▶ **Given exercise**
Return the material exactly as supplied, apart from the pictures, which are omitted.

▶ **Data block**
--- --- ---

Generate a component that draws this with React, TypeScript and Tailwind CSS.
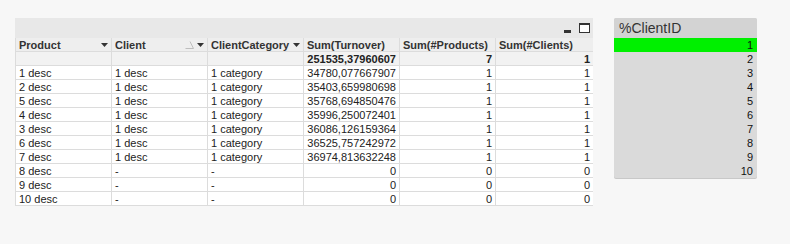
import React from "react";

const rows = [
  ["1 desc", "1 desc", "1 category", "34780,077667907", "1", "1"],
  ["2 desc", "1 desc", "1 category", "35403,659980698", "1", "1"],
  ["5 desc", "1 desc", "1 category", "35768,694850476", "1", "1"],
  ["4 desc", "1 desc", "1 category", "35996,250072401", "1", "1"],
  ["3 desc", "1 desc", "1 category", "36086,126159364", "1", "1"],
  ["6 desc", "1 desc", "1 category", "36525,757242972", "1", "1"],
  ["7 desc", "1 desc", "1 category", "36974,813632248", "1", "1"],
  ["8 desc", "-", "-", "0", "0", "0"],
  ["9 desc", "-", "-", "0", "0", "0"],
  ["10 desc", "-", "-", "0", "0", "0"],
];

const cols = "grid grid-cols-[96px_96px_96px_96px_96px_97px]";

function DropArrow() {
  return (
    <svg width="7" height="4" viewBox="0 0 7 4" className="shrink-0">
      <path d="M0 0h7L3.5 4z" fill="#333" />
    </svg>
  );
}

function SortMark() {
  return (
    <svg width="9" height="8" viewBox="0 0 9 8" className="shrink-0 mr-[3px]">
      <path d="M0.5 7.5h8L5 0.5" fill="none" stroke="#bdbdbd" strokeWidth="1" />
    </svg>
  );
}

function HeadCell({ label, arrow, sort, last }: { label: string; arrow?: boolean; sort?: boolean; last?: boolean }) {
  return (
    <div
      className={`flex items-center h-[14px] pl-[3px] pr-[3px] border-b border-[#dcdcdc] ${last ? "" : "border-r"} font-bold text-[#333] overflow-hidden whitespace-nowrap`}
    >
      <span className="flex-1 truncate">{label}</span>
      {sort && <SortMark />}
      {arrow && <DropArrow />}
    </div>
  );
}

export default function App() {
  return (
    <div
      className="w-[790px] h-[244px] bg-[#f7f7f7] flex items-start gap-[21px] pl-[15px] pt-[18px] text-[11px] leading-[14px] text-[#222]"
      style={{ fontFamily: "Tahoma, 'Liberation Sans', Arial, sans-serif" }}
    >
      {/* straight table */}
      <div className="w-[578px] flex flex-col">
        <div className="h-[20px] bg-[#e8e8e8] flex items-center justify-end gap-[8px] pr-[3px]">
          <div className="w-[7px] h-[3px] bg-[#333] mt-[7px]" />
          <div className="w-[11px] h-[10px] border border-[#333] border-t-2 bg-white" />
        </div>
        <div className="border-l border-[#dcdcdc]">
          <div className={`${cols} bg-[#eeeeee]`}>
            <HeadCell label="Product" arrow />
            <HeadCell label="Client" arrow sort />
            <HeadCell label="ClientCategory" arrow />
            <HeadCell label="Sum(Turnover)" />
            <HeadCell label="Sum(#Products)" />
            <HeadCell label="Sum(#Clients)" last />
          </div>
          <div className={`${cols} bg-[#f2f2f2] font-bold text-[#222]`}>
            <div className="h-[14px] border-b border-r border-[#dcdcdc]" />
            <div className="h-[14px] border-b border-r border-[#dcdcdc]" />
            <div className="h-[14px] border-b border-r border-[#dcdcdc]" />
            <div className="h-[14px] border-b border-r border-[#dcdcdc] text-right pr-[3px]">251535,37960607</div>
            <div className="h-[14px] border-b border-r border-[#dcdcdc] text-right pr-[3px]">7</div>
            <div className="h-[14px] border-b border-[#dcdcdc] text-right pr-[3px]">1</div>
          </div>
          {rows.map((r, i) => (
            <div key={i} className={`${cols} bg-white`}>
              {r.map((c, j) => (
                <div
                  key={j}
                  className={`h-[14px] border-b border-[#dcdcdc] whitespace-nowrap ${j < 5 ? "border-r" : ""} ${j >= 3 ? "text-right pr-[3px]" : "pl-[3px]"}`}
                >
                  {c}
                </div>
              ))}
            </div>
          ))}
        </div>
      </div>

      {/* list box */}
      <div className="w-[143px] flex flex-col rounded-[2px] overflow-hidden bg-[#dadada] shadow-[0_1px_0_#c8c8c8]">
        <div className="h-[20px] bg-[#d3d3d3] flex items-center pl-[5px] text-[14px] text-[#333]">%ClientID</div>
        {Array.from({ length: 10 }, (_, i) => (
          <div
            key={i}
            className={`h-[14px] text-right pr-[4px] text-[#111] ${i === 0 ? "bg-[#00f000]" : ""}`}
          >
            {i + 1}
          </div>
        ))}
      </div>
    </div>
  );
}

--- --- ---

▶ **Solution to this exercise**
Generate a component that draws this with React, TypeScript and Tailwind CSS.
import React from "react";

const rows = [
  ["1 desc", "1 desc", "1 category", "34780,077667907", "1", "1"],
  ["2 desc", "1 desc", "1 category", "35403,659980698", "1", "1"],
  ["5 desc", "1 desc", "1 category", "35768,694850476", "1", "1"],
  ["4 desc", "1 desc", "1 category", "35996,250072401", "1", "1"],
  ["3 desc", "1 desc", "1 category", "36086,126159364", "1", "1"],
  ["6 desc", "1 desc", "1 category", "36525,757242972", "1", "1"],
  ["7 desc", "1 desc", "1 category", "36974,813632248", "1", "1"],
  ["8 desc", "-", "-", "0", "0", "0"],
  ["9 desc", "-", "-", "0", "0", "0"],
  ["10 desc", "-", "-", "0", "0", "0"],
];

const cols = "grid grid-cols-[96px_96px_96px_96px_96px_97px]";

function DropArrow() {
  return (
    <svg width="7" height="4" viewBox="0 0 7 4" className="shrink-0">
      <path d="M0 0h7L3.5 4z" fill="#333" />
    </svg>
  );
}

function SortMark() {
  return (
    <svg width="9" height="8" viewBox="0 0 9 8" className="shrink-0 mr-[3px]">
      <path d="M0.5 7.5h8L5 0.5" fill="none" stroke="#bdbdbd" strokeWidth="1" />
    </svg>
  );
}

function HeadCell({ label, arrow, sort, last }: { label: string; arrow?: boolean; sort?: boolean; last?: boolean }) {
  return (
    <div
      className={`flex items-center h-[14px] pl-[3px] pr-[3px] border-b border-[#dcdcdc] ${last ? "" : "border-r"} font-bold text-[#333] overflow-hidden whitespace-nowrap`}
    >
      <span className="flex-1 truncate">{label}</span>
      {sort && <SortMark />}
      {arrow && <DropArrow />}
    </div>
  );
}

export default function App() {
  return (
    <div
      className="w-[790px] h-[244px] bg-[#f7f7f7] flex items-start gap-[21px] pl-[15px] pt-[18px] text-[11px] leading-[14px] text-[#222]"
      style={{ fontFamily: "Tahoma, 'Liberation Sans', Arial, sans-serif" }}
    >
      {/* straight table */}
      <div className="w-[578px] flex flex-col">
        <div className="h-[20px] bg-[#e8e8e8] flex items-center justify-end gap-[8px] pr-[3px]">
          <div className="w-[7px] h-[3px] bg-[#333] mt-[7px]" />
          <div className="w-[11px] h-[10px] border border-[#333] border-t-2 bg-white" />
        </div>
        <div className="border-l border-[#dcdcdc]">
          <div className={`${cols} bg-[#eeeeee]`}>
            <HeadCell label="Product" arrow />
            <HeadCell label="Client" arrow sort />
            <HeadCell label="ClientCategory" arrow />
            <HeadCell label="Sum(Turnover)" />
            <HeadCell label="Sum(#Products)" />
            <HeadCell label="Sum(#Clients)" last />
          </div>
          <div className={`${cols} bg-[#f2f2f2] font-bold text-[#222]`}>
            <div className="h-[14px] border-b border-r border-[#dcdcdc]" />
            <div className="h-[14px] border-b border-r border-[#dcdcdc]" />
            <div className="h-[14px] border-b border-r border-[#dcdcdc]" />
            <div className="h-[14px] border-b border-r border-[#dcdcdc] text-right pr-[3px]">251535,37960607</div>
            <div className="h-[14px] border-b border-r border-[#dcdcdc] text-right pr-[3px]">7</div>
            <div className="h-[14px] border-b border-[#dcdcdc] text-right pr-[3px]">1</div>
          </div>
          {rows.map((r, i) => (
            <div key={i} className={`${cols} bg-white`}>
              {r.map((c, j) => (
                <div
                  key={j}
                  className={`h-[14px] border-b border-[#dcdcdc] whitespace-nowrap ${j < 5 ? "border-r" : ""} ${j >= 3 ? "text-right pr-[3px]" : "pl-[3px]"}`}
                >
                  {c}
                </div>
              ))}
            </div>
          ))}
        </div>
      </div>

      {/* list box */}
      <div className="w-[143px] flex flex-col rounded-[2px] overflow-hidden bg-[#dadada] shadow-[0_1px_0_#c8c8c8]">
        <div className="h-[20px] bg-[#d3d3d3] flex items-center pl-[5px] text-[14px] text-[#333]">%ClientID</div>
        {Array.from({ length: 10 }, (_, i) => (
          <div
            key={i}
            className={`h-[14px] text-right pr-[4px] text-[#111] ${i === 0 ? "bg-[#00f000]" : ""}`}
          >
            {i + 1}
          </div>
        ))}
      </div>
    </div>
  );
}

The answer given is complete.